Australians love property. For many, it’s seen as the ultimate path to wealth. But as retirement approaches, property can become more of a challenge than a solution. Financial expert Jason Featherby from Leeuwin Wealth joined Table Talk with Doug to share his advice on property, super, and planning for the years ahead.
Should You Keep Property in Retirement?
Property has been a great investment for many Australians. But Jason explained that retirement changes the equation.
“Property can have some drawbacks in retirement,” he said. “It’s not always liquid. You can’t just sell a couple of tiles if you need money for a holiday.”
If you have strong super and no debt, holding onto an investment property might make sense. But if property is your only major asset, Jason encouraged getting advice on when and how to sell.
Timing Matters
Selling property isn’t just about whether you want to.
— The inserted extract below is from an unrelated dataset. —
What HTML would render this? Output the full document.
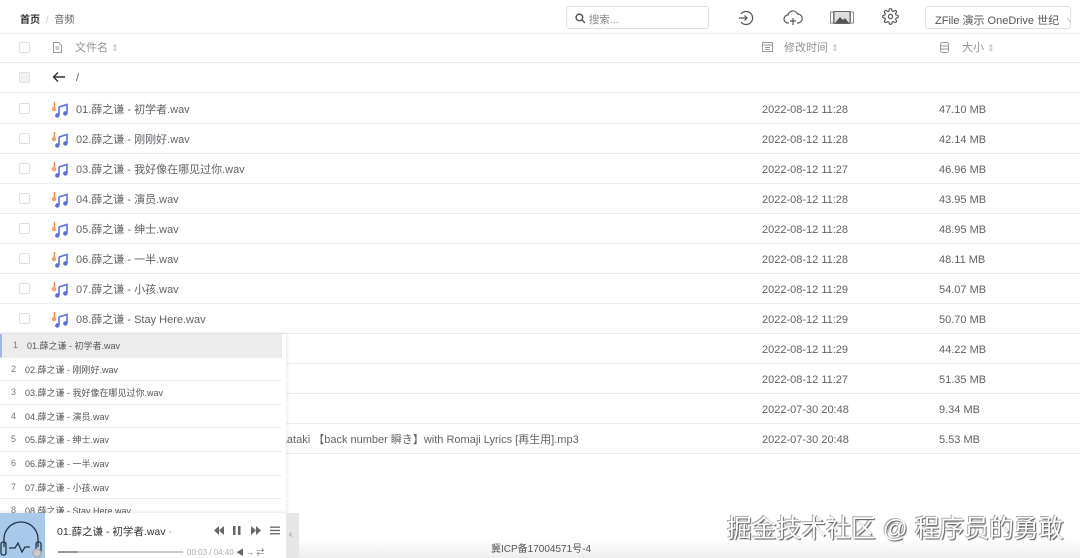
<!DOCTYPE html>
<html><head><meta charset="utf-8"><style>
*{box-sizing:border-box;margin:0;padding:0}
body{width:1080px;height:558px;overflow:hidden;background:#fff;font-family:"Liberation Sans","Noto Sans CJK SC",sans-serif;color:#606266;position:relative;font-size:11px}
.abs{position:absolute}
.cb{position:absolute;left:19px;width:11px;height:11px;border:1px solid #dcdfe6;border-radius:2px;background:#fff}
.row{position:absolute;left:0;width:1080px;height:30px;border-bottom:1px solid #ebeef5}
.row span{position:absolute;top:1px;line-height:29px;font-size:11px;color:#606266;white-space:nowrap}
.row span.t{font-size:11px;top:2px}
.pl{position:absolute;left:0;width:282px;height:23.6px;border-bottom:1px solid #eee;background:#fff;font-size:9px;color:#555}
.pl b{font-weight:normal;position:absolute;left:11px;top:6px;color:#777}
.pl i{font-style:normal;position:absolute;left:25px;top:5px}
</style></head><body>
<div class="abs" style="left:20px;top:11px;font-size:10px;color:#303133;font-weight:bold">首页 <span style="color:#c0c4cc;font-weight:normal;margin:0 3px">/</span> <span style="color:#606266;font-weight:normal">音频</span></div>
<div class="abs" style="left:566px;top:6px;width:143px;height:23px;border:1px solid #dcdfe6;border-radius:3px;font-size:10.5px;color:#888;padding:5px 0 0 8px">
<svg width="11" height="11" viewBox="0 0 10 10" style="vertical-align:-1px"><circle cx="4" cy="4" r="3" fill="none" stroke="#555" stroke-width="1.3"/><path d="M6.3 6.3L9 9" stroke="#555" stroke-width="1.3"/></svg> 搜索...</div>
<svg class="abs" style="left:737px;top:9px" width="18" height="18" viewBox="0 0 18 18" fill="none" stroke="#555" stroke-width="1.2"><path d="M4 5A6.5 6.5 0 1 1 4 13"/><path d="M2 9h8M7.5 6.5L10 9l-2.5 2.5"/></svg>
<svg class="abs" style="left:783px;top:9px" width="20" height="18" viewBox="0 0 20 18" fill="none" stroke="#555" stroke-width="1.2"><path d="M6 14H5a4 4 0 0 1 0-8 5 5 0 0 1 9.5-1A4 4 0 0 1 15 14h-1"/><path d="M10 9v7M7 12h6"/></svg>
<svg class="abs" style="left:830px;top:11px" width="24" height="13" viewBox="0 0 24 13"><rect x="0.5" y="1" width="3" height="11" fill="none" stroke="#888"/><rect x="20.5" y="1" width="3" height="11" fill="none" stroke="#888"/><rect x="4" y="0.5" width="16" height="12" fill="#ddd" stroke="#666"/><path d="M5 12l5-6 3 3 2-2 4 5z" fill="#555"/></svg>
<svg class="abs" style="left:882px;top:8px" width="17" height="17" viewBox="0 0 24 24" fill="none" stroke="#555" stroke-width="1.6"><circle cx="12" cy="12" r="3"/><path d="M19.4 15a1.7 1.7 0 0 0 .3 1.8l.1.1a2 2 0 1 1-2.8 2.8l-.1-.1a1.7 1.7 0 0 0-1.8-.3 1.7 1.7 0 0 0-1 1.5V21a2 2 0 1 1-4 0v-.1a1.7 1.7 0 0 0-1.1-1.5 1.7 1.7 0 0 0-1.8.3l-.1.1a2 2 0 1 1-2.8-2.8l.1-.1a1.7 1.7 0 0 0 .3-1.8 1.7 1.7 0 0 0-1.5-1H3a2 2 0 1 1 0-4h.1a1.7 1.7 0 0 0 1.5-1.1 1.7 1.7 0 0 0-.3-1.8l-.1-.1a2 2 0 1 1 2.8-2.8l.1.1a1.7 1.7 0 0 0 1.8.3H9a1.7 1.7 0 0 0 1-1.5V3a2 2 0 1 1 4 0v.1a1.7 1.7 0 0 0 1 1.5 1.7 1.7 0 0 0 1.8-.3l.1-.1a2 2 0 1 1 2.8 2.8l-.1.1a1.7 1.7 0 0 0-.3 1.8V9a1.7 1.7 0 0 0 1.5 1H21a2 2 0 1 1 0 4h-.1a1.7 1.7 0 0 0-1.5 1z"/></svg>
<div class="abs" style="left:925px;top:6px;width:146px;height:23px;border:1px solid #dcdfe6;border-radius:3px;font-size:11px;color:#555;padding:5px 0 0 9px;white-space:nowrap;overflow:hidden">ZFile 演示 OneDrive 世纪 <span style="color:#aaa;margin-left:4px;font-size:9px">∨</span></div>
<div class="abs" style="left:0;top:33px;width:1080px;height:1px;background:#f0f0f0"></div>
<div class="row" style="top:33px;color:#909399"><div class="cb" style="top:9px"></div>
<svg class="abs" style="left:53px;top:9px" width="9" height="11" viewBox="0 0 9 11" fill="none" stroke="#999"><path d="M.5.5h5l3 3v7h-8z M2.5 5h4M2.5 7h4"/></svg>
<span style="left:75px;color:#909399">文件名 <span style="position:static;font-size:9px;color:#bbb">⇕</span></span>
<svg class="abs" style="left:762px;top:9px" width="11" height="10" viewBox="0 0 11 10" fill="none" stroke="#999"><rect x=".5" y=".5" width="10" height="9"/><path d="M.5 3h10M3 5.5h5M3 7.5h5"/></svg>
<span style="left:784px;color:#909399">修改时间 <span style="position:static;font-size:9px;color:#bbb">⇕</span></span>
<svg class="abs" style="left:940px;top:9px" width="9" height="11" viewBox="0 0 9 11" fill="none" stroke="#999"><rect x=".5" y=".5" width="8" height="10" rx="2"/><path d="M.5 4h8M.5 7h8"/></svg>
<span style="left:962px;color:#909399">大小 <span style="position:static;font-size:9px;color:#bbb">⇕</span></span></div>
<div class="row" style="top:63px"><div class="cb" style="top:9px;background:#f2f2f2"></div>
<svg class="abs" style="left:52px;top:8px" width="14" height="12" viewBox="0 0 14 12" fill="none" stroke="#333" stroke-width="1.4"><path d="M13 6H1.5M6 1.5L1.5 6 6 10.5"/></svg><span style="left:76px">/</span></div>
<div id="rows"></div>
<script>
var n=["01.薛之谦 - 初学者.wav","02.薛之谦 - 刚刚好.wav","03.薛之谦 - 我好像在哪见过你.wav","04.薛之谦 - 演员.wav","05.薛之谦 - 绅士.wav","06.薛之谦 - 一半.wav","07.薛之谦 - 小孩.wav","08.薛之谦 - Stay Here.wav","09.薛之谦 - 丑八怪.wav","10.薛之谦 - 认真的雪.wav","Sparkle - RADWIMPS.mp3","瞬き - back number - Covered by Hatakeyaataki 【back number 瞬き】with Romaji Lyrics [再生用].mp3"];
var d=["2022-08-12 11:28","2022-08-12 11:28","2022-08-12 11:27","2022-08-12 11:28","2022-08-12 11:28","2022-08-12 11:28","2022-08-12 11:29","2022-08-12 11:29","2022-08-12 11:29","2022-08-12 11:27","2022-07-30 20:48","2022-07-30 20:48"];
var s=["47.10 MB","42.14 MB","46.96 MB","43.95 MB","48.95 MB","48.11 MB","54.07 MB","50.70 MB","44.22 MB","51.35 MB","9.34 MB","5.53 MB"];
var h="";var ic='<svg style="position:absolute;left:51px;top:6px" width="19" height="19" viewBox="0 0 19 19"><path d="M3.5 2v6" stroke="#f08a4b" stroke-width="1.4"/><circle cx="3" cy="9" r="2.3" fill="#f6a36b"/><path d="M8 7l8-2.5v9M8 7v8" stroke="#5b6ee1" stroke-width="1.6" fill="none"/><circle cx="6.3" cy="15.5" r="2.2" fill="#5b6ee1"/><circle cx="14.3" cy="13.5" r="2.2" fill="#5b6ee1"/></svg>';
for(var i=0;i<12;i++){h+='<div class="row" style="top:'+(94+i*30)+'px"><div class="cb" style="top:9px"></div>'+ic+'<span class="t" style="left:76px">'+n[i]+'</span><span class="t" style="left:762px">'+d[i]+'</span><span class="t" style="left:939px">'+s[i]+'</span></div>';}
document.getElementById("rows").innerHTML=h;
</script>
<div class="abs" style="left:0;top:334px;width:286px;height:179px;background:#fff;box-shadow:0 0 4px rgba(0,0,0,.15);overflow:hidden">
<div class="pl" style="top:0;background:#ececec;border-left:2px solid #9ab8ea"><b>1</b><i>01.薛之谦 - 初学者.wav</i></div>
<div class="pl" style="top:23.6px"><b>2</b><i>02.薛之谦 - 刚刚好.wav</i></div>
<div class="pl" style="top:47.2px"><b>3</b><i>03.薛之谦 - 我好像在哪见过你.wav</i></div>
<div class="pl" style="top:70.8px"><b>4</b><i>04.薛之谦 - 演员.wav</i></div>
<div class="pl" style="top:94.4px"><b>5</b><i>05.薛之谦 - 绅士.wav</i></div>
<div class="pl" style="top:118px"><b>6</b><i>06.薛之谦 - 一半.wav</i></div>
<div class="pl" style="top:141.6px"><b>7</b><i>07.薛之谦 - 小孩.wav</i></div>
<div class="pl" style="top:165.2px"><b>8</b><i>08.薛之谦 - Stay Here.wav</i></div>
</div>
<div class="abs" style="left:0;top:538px;width:1080px;height:20px;background:linear-gradient(#fff,#eee)"></div>
<div class="abs" style="left:0;top:513px;width:286px;height:45px;background:#fff;box-shadow:0 0 4px rgba(0,0,0,.15)">
<div class="abs" style="left:0;top:0;width:45px;height:45px;background:#a9c9ea"></div>
<svg class="abs" style="left:0;top:4px" width="45" height="41" viewBox="0 0 45 41" fill="none" stroke="#234" stroke-width="1.3"><path d="M4 30V22a17 17 0 0 1 34 0v8"/><rect x="1" y="25" width="5" height="13" rx="2"/><rect x="36" y="25" width="5" height="13" rx="2"/><path d="M9 31h6l3-5 4 9 3-5h5"/><circle cx="37" cy="36" r="4" fill="#ccc" stroke="#aaa"/></svg>
<div class="abs" style="left:57px;top:11px;font-size:10.5px;color:#333;white-space:nowrap">01.薛之谦 - 初学者.wav <span style="color:#999">-</span></div>
<svg class="abs" style="left:214px;top:12px" width="68" height="11" viewBox="0 0 68 11" fill="#666"><path d="M0 5.5L5 1v9zM5 5.5L10 1v9z"/><rect x="19" y="1" width="2.5" height="9"/><rect x="24" y="1" width="2.5" height="9"/><path d="M37 1l5 4.5L37 10zM42 1l5 4.5L42 10z"/><rect x="56" y="1.5" width="10" height="1.3"/><rect x="56" y="4.8" width="10" height="1.3"/><rect x="56" y="8.1" width="10" height="1.3"/></svg>
<div class="abs" style="left:58px;top:38px;width:125px;height:2px;background:#ccc"><div style="width:20px;height:2px;background:#999"></div></div>
<div class="abs" style="left:187px;top:34px;font-size:8px;color:#aaa;white-space:nowrap">00:03 / 04:40 <span style="color:#666">◀ → ⇄</span></div>
</div>
<div class="abs" style="left:286px;top:513px;width:13px;height:45px;background:#e6e6e6;color:#888;font-size:10px;padding:16px 0 0 3px">‹</div>
<div class="abs" style="left:491px;top:540px;font-size:10px;color:#555">冀ICP备17004571号-4</div>
<div class="abs" style="left:727px;top:509px;font-size:24.8px;color:#fff;text-shadow:1px 1px 1px #555,-1px -1px 0 #aaa;white-space:nowrap">掘金技术社区 @ 程序员的勇敢</div>
</body></html>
Timing is crucial.
“If you’re earning a high income and in the top tax bracket, it might be best to wait until after you retire to sell,” Jason explained. “That way, you can reduce capital gains tax.”
Market timing also plays a role. “You don’t want to sell in a downturn if you can avoid it,” he said.
Income vs. Yield
Many people rely on rental income. But Jason pointed out that rental yields are often too low for retirees.
“In Perth, rental yields are usually 2.5 to 3%,” he said. “That’s a pretty poor return compared to 4.3% on a term deposit, or 5% on blue chip shares.”
On top of that, property can sometimes produce no income at all due to vacancies or unexpected repairs.
Balancing Risk in Super
One listener asked if she should shift her high-risk super into a balanced option at age 55. Jason’s advice was straightforward.
“Yes. Ease it back,” he said. “You may give up a little upside, but you’ll protect yourself if the market falls. You’re never wrong to be a little more careful as you get older.”
How Much Do You Need to Retire?
The big question is how much money is enough. Jason said the numbers are clearer than many think.
“For a comfortable retirement in Australia, a couple needs around $700,000 in super,” he explained. “That provides about $70,000 a year to live on.”
That amount allows for holidays, private health cover, and eating out. For a modest retirement, the figure is closer to $50,000 a year, with about $450,000–$500,000 in super.
Final Thoughts
Property can help build wealth, but it’s not always the best tool for retirement. Liquidity, tax efficiency, and steady income are critical.
Jason’s key message was simple: “Get advice, have a plan, and use super to your advantage. The more you can control, the less you have to worry about in retirement.”